A homozygous 1-bp deletion inducing a frameshift mutation in STAG3 causes premature ovarian failure. Loss of function mutations in STAG3 can result in stifling ovary development in utero. Much like the infertile STAG3 knockout male mice models, female mice also experienced meiotic arrest during prophase. Since females are born with a finite amount of oocytes, a significant deficiency in STAG3 can result in a depletion of viable eggs early in life.

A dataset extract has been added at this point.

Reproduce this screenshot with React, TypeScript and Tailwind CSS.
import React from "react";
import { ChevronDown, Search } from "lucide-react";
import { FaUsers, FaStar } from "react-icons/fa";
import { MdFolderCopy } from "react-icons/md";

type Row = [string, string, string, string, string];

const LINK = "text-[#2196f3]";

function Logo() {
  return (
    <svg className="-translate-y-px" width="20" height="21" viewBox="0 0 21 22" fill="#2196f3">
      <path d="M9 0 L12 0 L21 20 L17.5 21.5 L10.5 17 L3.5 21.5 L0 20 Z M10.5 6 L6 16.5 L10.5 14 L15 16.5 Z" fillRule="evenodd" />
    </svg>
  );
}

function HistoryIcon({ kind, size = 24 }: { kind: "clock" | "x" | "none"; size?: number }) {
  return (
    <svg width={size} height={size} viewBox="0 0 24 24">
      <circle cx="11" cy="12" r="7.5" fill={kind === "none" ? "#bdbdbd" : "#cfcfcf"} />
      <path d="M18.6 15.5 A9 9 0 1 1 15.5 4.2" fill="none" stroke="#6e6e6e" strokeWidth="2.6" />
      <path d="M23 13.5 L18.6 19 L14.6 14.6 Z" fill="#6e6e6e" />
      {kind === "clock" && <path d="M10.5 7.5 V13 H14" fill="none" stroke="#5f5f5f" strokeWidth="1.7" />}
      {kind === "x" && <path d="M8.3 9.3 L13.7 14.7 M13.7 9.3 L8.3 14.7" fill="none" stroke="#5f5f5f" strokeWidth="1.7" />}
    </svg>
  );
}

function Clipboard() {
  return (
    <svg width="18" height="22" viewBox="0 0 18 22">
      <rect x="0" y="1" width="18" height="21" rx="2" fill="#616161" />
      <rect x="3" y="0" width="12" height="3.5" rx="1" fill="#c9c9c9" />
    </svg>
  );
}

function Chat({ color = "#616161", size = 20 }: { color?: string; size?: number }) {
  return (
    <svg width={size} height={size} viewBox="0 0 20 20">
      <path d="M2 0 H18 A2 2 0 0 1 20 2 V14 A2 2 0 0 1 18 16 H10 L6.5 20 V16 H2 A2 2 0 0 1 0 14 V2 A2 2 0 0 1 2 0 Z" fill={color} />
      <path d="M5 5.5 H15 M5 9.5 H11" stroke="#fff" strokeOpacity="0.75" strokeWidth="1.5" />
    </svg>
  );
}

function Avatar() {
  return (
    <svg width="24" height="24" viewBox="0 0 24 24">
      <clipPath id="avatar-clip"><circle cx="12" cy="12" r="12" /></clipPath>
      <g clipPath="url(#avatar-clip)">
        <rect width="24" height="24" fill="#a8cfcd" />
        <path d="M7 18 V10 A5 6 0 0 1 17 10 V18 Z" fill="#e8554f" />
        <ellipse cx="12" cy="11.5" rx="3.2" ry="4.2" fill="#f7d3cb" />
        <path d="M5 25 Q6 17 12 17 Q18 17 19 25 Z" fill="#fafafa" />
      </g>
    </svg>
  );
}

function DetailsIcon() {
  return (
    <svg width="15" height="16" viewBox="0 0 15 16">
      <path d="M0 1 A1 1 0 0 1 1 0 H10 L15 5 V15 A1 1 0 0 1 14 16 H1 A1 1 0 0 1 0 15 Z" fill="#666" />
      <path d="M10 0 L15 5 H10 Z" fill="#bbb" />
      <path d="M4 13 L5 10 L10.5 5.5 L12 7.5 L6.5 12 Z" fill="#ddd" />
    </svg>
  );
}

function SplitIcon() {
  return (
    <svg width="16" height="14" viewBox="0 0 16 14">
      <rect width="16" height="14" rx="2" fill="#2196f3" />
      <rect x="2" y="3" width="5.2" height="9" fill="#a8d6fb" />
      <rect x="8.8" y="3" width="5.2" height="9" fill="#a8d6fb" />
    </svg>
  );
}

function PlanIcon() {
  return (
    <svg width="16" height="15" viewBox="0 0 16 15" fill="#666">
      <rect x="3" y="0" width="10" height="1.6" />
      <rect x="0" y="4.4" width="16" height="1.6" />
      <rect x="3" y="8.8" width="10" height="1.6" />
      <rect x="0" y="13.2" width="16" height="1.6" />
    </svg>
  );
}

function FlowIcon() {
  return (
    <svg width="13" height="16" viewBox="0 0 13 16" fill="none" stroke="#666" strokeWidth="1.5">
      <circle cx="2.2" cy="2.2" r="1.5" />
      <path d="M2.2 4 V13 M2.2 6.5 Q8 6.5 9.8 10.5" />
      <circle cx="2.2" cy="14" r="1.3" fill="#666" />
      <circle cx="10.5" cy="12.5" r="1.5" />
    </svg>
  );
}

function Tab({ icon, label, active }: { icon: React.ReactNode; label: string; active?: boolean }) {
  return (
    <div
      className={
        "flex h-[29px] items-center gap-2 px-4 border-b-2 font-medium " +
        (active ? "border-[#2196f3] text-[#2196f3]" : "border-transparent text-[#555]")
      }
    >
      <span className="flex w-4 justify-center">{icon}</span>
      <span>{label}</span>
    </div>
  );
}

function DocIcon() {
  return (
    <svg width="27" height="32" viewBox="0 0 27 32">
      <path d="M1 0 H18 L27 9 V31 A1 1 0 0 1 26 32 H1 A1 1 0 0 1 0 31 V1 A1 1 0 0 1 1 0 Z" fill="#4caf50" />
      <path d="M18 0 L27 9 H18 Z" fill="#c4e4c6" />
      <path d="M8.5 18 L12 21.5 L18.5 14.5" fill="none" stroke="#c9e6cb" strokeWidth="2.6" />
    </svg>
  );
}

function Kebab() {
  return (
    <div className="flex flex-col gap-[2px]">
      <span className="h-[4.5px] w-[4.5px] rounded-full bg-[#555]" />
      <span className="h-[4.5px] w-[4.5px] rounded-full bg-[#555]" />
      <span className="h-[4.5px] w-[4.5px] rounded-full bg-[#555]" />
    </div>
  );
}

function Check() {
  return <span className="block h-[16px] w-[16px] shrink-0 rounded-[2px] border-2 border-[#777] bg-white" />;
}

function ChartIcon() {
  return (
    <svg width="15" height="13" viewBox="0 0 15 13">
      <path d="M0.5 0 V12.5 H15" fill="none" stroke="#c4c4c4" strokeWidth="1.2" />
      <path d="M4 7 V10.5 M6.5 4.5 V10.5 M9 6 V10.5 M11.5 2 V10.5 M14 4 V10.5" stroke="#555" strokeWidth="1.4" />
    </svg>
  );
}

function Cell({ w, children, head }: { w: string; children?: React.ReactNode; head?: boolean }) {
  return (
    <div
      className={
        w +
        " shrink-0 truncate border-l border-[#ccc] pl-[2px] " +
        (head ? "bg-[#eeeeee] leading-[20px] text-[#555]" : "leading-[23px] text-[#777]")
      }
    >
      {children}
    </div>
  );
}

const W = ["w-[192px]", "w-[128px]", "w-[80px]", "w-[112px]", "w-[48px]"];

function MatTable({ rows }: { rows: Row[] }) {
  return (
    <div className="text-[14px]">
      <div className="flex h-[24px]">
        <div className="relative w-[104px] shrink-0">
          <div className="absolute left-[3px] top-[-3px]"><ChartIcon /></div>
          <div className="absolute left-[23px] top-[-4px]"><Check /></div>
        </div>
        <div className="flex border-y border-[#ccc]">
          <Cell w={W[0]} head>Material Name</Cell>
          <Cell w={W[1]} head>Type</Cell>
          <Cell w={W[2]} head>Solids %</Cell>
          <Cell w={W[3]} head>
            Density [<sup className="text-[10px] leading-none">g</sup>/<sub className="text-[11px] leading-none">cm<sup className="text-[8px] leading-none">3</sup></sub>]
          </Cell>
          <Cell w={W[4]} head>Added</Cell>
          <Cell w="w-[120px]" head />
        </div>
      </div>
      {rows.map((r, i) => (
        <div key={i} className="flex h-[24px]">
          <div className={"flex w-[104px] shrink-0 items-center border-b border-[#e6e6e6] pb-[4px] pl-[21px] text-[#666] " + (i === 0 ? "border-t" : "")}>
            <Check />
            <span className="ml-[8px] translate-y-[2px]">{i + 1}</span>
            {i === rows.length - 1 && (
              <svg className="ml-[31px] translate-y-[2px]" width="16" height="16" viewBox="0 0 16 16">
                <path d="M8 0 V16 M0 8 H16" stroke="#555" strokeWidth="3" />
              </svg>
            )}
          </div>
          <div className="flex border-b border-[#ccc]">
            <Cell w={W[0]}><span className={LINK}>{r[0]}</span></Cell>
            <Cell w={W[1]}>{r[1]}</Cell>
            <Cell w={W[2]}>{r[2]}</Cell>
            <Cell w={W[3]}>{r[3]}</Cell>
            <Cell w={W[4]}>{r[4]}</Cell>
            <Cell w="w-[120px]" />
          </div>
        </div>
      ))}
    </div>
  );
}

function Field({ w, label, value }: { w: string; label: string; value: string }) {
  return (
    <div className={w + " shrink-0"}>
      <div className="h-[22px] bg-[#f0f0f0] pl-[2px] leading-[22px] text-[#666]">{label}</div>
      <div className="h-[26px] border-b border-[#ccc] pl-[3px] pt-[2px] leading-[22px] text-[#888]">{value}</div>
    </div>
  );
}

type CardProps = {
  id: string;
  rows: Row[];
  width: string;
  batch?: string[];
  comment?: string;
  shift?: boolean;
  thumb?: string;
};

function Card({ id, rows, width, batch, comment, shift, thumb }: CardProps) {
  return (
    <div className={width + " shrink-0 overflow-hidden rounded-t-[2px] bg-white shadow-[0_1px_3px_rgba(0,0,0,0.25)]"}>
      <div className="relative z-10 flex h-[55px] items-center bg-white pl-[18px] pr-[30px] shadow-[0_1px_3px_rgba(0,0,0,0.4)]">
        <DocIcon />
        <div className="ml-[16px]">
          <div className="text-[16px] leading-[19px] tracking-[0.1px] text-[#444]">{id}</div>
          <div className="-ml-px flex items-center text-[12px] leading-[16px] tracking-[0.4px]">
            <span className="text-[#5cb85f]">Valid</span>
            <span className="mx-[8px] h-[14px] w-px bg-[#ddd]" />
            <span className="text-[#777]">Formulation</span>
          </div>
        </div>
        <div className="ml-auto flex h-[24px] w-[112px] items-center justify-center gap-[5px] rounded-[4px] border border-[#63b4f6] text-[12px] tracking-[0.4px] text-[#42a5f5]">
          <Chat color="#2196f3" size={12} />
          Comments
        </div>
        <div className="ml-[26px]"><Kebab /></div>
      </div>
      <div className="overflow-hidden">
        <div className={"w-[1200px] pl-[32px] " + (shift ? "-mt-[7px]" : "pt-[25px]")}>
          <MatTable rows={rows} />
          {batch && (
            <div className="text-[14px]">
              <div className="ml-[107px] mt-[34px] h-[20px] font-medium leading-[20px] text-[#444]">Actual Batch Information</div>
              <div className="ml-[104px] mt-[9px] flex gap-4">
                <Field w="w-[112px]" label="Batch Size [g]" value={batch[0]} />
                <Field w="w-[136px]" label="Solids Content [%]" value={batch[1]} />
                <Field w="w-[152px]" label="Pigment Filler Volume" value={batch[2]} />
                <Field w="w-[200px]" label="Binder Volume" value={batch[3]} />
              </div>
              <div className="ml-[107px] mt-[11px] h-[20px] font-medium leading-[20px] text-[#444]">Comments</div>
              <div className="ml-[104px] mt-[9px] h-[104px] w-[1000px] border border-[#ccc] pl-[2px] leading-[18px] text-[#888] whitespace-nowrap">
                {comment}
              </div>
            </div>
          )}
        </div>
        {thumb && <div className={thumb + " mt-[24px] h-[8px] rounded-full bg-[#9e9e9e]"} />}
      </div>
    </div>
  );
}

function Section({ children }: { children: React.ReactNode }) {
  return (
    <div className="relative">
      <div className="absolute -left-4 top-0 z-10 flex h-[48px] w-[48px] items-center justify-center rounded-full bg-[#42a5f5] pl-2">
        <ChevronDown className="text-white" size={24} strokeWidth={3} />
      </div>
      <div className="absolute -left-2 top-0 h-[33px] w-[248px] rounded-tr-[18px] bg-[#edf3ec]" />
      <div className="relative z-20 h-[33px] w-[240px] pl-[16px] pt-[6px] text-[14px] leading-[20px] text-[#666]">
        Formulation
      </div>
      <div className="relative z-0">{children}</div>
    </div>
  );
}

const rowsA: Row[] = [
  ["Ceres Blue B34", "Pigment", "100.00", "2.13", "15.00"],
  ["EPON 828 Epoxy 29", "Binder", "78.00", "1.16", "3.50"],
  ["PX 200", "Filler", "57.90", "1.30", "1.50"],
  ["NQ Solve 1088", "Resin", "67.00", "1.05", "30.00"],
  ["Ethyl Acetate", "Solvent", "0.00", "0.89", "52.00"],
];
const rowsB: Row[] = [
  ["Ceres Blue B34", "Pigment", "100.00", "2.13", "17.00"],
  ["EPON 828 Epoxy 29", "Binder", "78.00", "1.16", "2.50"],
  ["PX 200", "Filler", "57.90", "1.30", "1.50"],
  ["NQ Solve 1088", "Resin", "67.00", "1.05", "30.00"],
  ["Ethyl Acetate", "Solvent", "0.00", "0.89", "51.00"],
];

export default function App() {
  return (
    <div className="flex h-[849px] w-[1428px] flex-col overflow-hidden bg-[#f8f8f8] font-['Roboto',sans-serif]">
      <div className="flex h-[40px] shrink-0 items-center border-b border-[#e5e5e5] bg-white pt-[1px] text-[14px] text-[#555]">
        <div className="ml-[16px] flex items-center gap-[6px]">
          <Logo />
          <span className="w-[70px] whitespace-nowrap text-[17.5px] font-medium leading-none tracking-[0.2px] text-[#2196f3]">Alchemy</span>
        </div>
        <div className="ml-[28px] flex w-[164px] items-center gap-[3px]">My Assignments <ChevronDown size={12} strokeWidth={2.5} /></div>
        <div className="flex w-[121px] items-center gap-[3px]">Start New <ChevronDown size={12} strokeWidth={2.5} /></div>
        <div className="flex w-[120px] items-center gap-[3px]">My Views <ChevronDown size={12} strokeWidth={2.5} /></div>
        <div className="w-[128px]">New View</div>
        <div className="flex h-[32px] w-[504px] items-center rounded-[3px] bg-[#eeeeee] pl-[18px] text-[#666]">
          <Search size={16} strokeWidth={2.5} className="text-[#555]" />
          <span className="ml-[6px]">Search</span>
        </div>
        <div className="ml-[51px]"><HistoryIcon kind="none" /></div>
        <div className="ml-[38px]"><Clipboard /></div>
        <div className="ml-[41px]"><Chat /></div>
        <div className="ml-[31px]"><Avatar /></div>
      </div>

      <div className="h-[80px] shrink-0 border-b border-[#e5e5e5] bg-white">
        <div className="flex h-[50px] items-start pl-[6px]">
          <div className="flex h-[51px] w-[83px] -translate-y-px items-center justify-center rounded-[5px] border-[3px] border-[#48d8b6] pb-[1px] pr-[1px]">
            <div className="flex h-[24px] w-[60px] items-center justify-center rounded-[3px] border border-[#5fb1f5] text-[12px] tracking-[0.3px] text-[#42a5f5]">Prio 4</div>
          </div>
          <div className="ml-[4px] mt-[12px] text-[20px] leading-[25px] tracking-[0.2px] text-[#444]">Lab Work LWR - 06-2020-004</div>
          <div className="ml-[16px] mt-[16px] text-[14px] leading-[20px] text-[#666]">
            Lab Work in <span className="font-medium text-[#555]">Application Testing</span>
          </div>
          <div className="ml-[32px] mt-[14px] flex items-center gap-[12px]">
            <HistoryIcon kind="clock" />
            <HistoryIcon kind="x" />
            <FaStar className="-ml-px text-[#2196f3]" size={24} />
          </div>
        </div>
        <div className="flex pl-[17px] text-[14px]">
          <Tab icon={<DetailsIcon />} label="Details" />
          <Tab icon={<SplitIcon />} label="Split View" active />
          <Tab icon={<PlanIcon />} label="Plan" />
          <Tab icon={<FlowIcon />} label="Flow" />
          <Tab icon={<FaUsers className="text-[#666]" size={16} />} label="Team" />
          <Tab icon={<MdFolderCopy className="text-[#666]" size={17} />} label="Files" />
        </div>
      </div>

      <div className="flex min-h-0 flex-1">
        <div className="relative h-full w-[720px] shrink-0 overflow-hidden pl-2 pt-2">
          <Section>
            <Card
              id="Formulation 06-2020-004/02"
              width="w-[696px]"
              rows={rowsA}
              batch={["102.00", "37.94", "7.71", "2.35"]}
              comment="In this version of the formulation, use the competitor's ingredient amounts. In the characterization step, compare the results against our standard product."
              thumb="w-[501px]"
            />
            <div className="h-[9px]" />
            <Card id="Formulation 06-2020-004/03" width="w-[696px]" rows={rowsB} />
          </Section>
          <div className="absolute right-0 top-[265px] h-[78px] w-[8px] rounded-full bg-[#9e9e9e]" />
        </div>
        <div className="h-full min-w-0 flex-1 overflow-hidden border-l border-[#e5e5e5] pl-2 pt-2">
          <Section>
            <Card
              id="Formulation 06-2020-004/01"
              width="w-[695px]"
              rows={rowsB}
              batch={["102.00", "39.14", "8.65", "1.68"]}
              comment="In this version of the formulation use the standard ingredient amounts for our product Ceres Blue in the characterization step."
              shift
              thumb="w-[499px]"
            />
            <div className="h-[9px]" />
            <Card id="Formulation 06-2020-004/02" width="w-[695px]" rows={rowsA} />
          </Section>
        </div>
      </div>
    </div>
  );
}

In males, variants can result in azoospermia, or not motile sperm. To elaborate, a missense mutation, which resulted in a premature stop codon, leading to a complete loss of function in STAG3 caused infertility in men. Another mutation that has been identified changes a neutral amino acid residue, leucine, to a positively charged amino acid, arginine. This causes debilitating protein misfolding, preventing the protein from taking on the correct conformation, rendering it useless. It has been identified that variants in the STAG3 gene can be inherited in an autosomal recessive manner.

=== DNA damage repair ===

DNA damage repair pathways can also be disrupted by STAG3 depletion. In STAG3 mutants, DMC1 and RAD51, which are responsible for double stranded break invasion during crossing over events, aggregated after the double stranded breaks were supposed to be repaired. Given the lack of dissociation of RAD51 and DMC1, it is assumed that ATR and ATRIP function, which are responsible for double stranded break repair in recombination, is abnormal as result of  STAG3 deficiency.